Italien hat zu viel Schwein
Italiens Rechtsregierung erlaubt neuerdings die Jagd auf Wildschweine auch in Städten. 2,3 Millionen Tiere sorgen für massive Probleme.
Ab Neujahr ist es in Italien erlaubt, auch in Städten auf Wildschweine zu schießen. Das sieht das neue Budgetgesetz vor, das ab 2023 in Kraft treten soll. Städtische Safaris sind in Stadtparks und auf Einkaufsstraßen, am Flussufer und in Wohnvierteln erlaubt.
Natürlich sind der Besitz eines Waffenscheins und eine Sondererlaubnis der
Region nötig. Auch muss der Jäger einen Spezialkurs absolvieren, damit er Wildschweine von anderen Tierarten unterscheiden kann. Gejagt werden darf das ganze Jahr über und in sämtlichen Städten. „La Stampa“befürchtet jedoch, dass der Freischein zum Jagen nicht nur das Leben der Wildschweine, sondern auch jenes von Bürgern gefährde. Die Tiere können künftig nicht nur abgeschossen, sondern auch zum Verzehr freigegeben werden. Allerdings müssen die getöteten Tiere vorher untersucht werden. Wildschweinbraten ist in Italien überaus beliebt.
Schätzungen zufolge gibt es in Italien 2,3 Millionen Wildschweine. Die Anzahl der Paarhufer hat sich in den letzten Jahren vervierfacht. Inzwischen wurden nicht nur Wälder, Felder und Weinberge, sondern auch Städte zum beliebten Habitat. Vor allem wühlen die Tiere in Abfallbergen und Müllcontainern und suchen nach Futter. Falls sie gestört werden, können sie aggressiv werden.
Zu Unfällen kam es jüngst in Mailand an den Navigli oder etwa in Rom am Tiber-Ufer. Sicherheitsprobleme durch die bislang geschützten Wildtiere sind evident. Angeblich soll es im Vorjahr 13 Tote und 261 Schwerverletzte gegeben haben. Tausende Verkehrsunfälle jedes Jahr gehen auf deren Konto, etliche mit tödlichem Ausgang. Dazu kommen Schäden in der Landwirtschaft: Gerne werden Weinberge, Gemüse- und Kartoffeläcker, aber auch Getreidefelder von den 70- bis 80Kilo-Sauen und ihrem haarigen Nachwuchs zum Schmausen aufgesucht. Toskanische Winzer und Bauern haben 2021 Ausfälle von zwölf Millionen Euro gemeldet – tatsächlich sind es weit mehr: Man spricht von Ausfällen der Agrarbranche von über 100 Millionen Euro. Der Bauernverband Coldiretti erwartet, dass durch den „Krieg der Wildschweine“deren Zahl mindestens halbiert werden soll. „Der wirtschaftliche Schaden für die landwirtschaftliche Produktion ist inzwischen untragbar geworden“, so Coldiretti-Präsident Ettore Prandini.

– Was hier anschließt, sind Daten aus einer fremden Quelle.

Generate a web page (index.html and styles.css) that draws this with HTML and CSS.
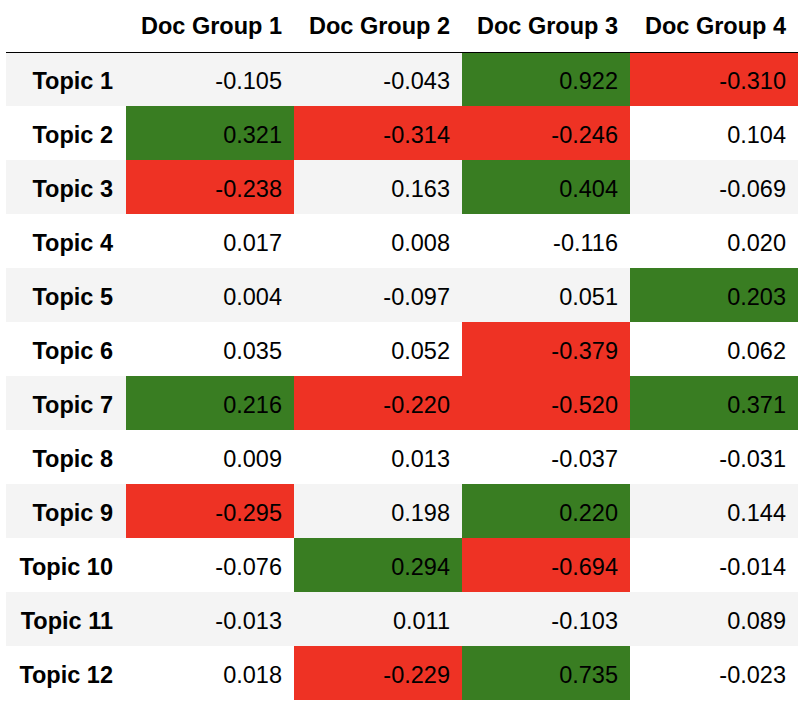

Doch die Umweltschutzverbände und Tierschützer protestieren gegen die im Haushaltsgesetz 2023 verankerte Maßnahme. Sie argumentieren, dass durch Medikamente die Vermehrung der Wildschweine limitiert werden könne, Zäune sollen errichtet oder die traditionellen Pfade der Wildschweine umgebaut werden. Doch ihre Vorschläge stoßen auf taube Ohren. Erstens benötigen entsprechende Maßnahmen viel Geld, das die Kommunen nicht haben. Zweitens ist die Rechtsregierung von der Jagd auf die Wildschweine überzeugt, während die links orientierte Opposition eher zu Schutzmaßnahmen aufruft. Danilo Selvaggi, Präsident des Vogelschutzverbandes Lipu, meint, dass die nahende Hatz auf die Tiere vor allem ein Geschenk an die überaus mächtige Jäger-Lobby sei.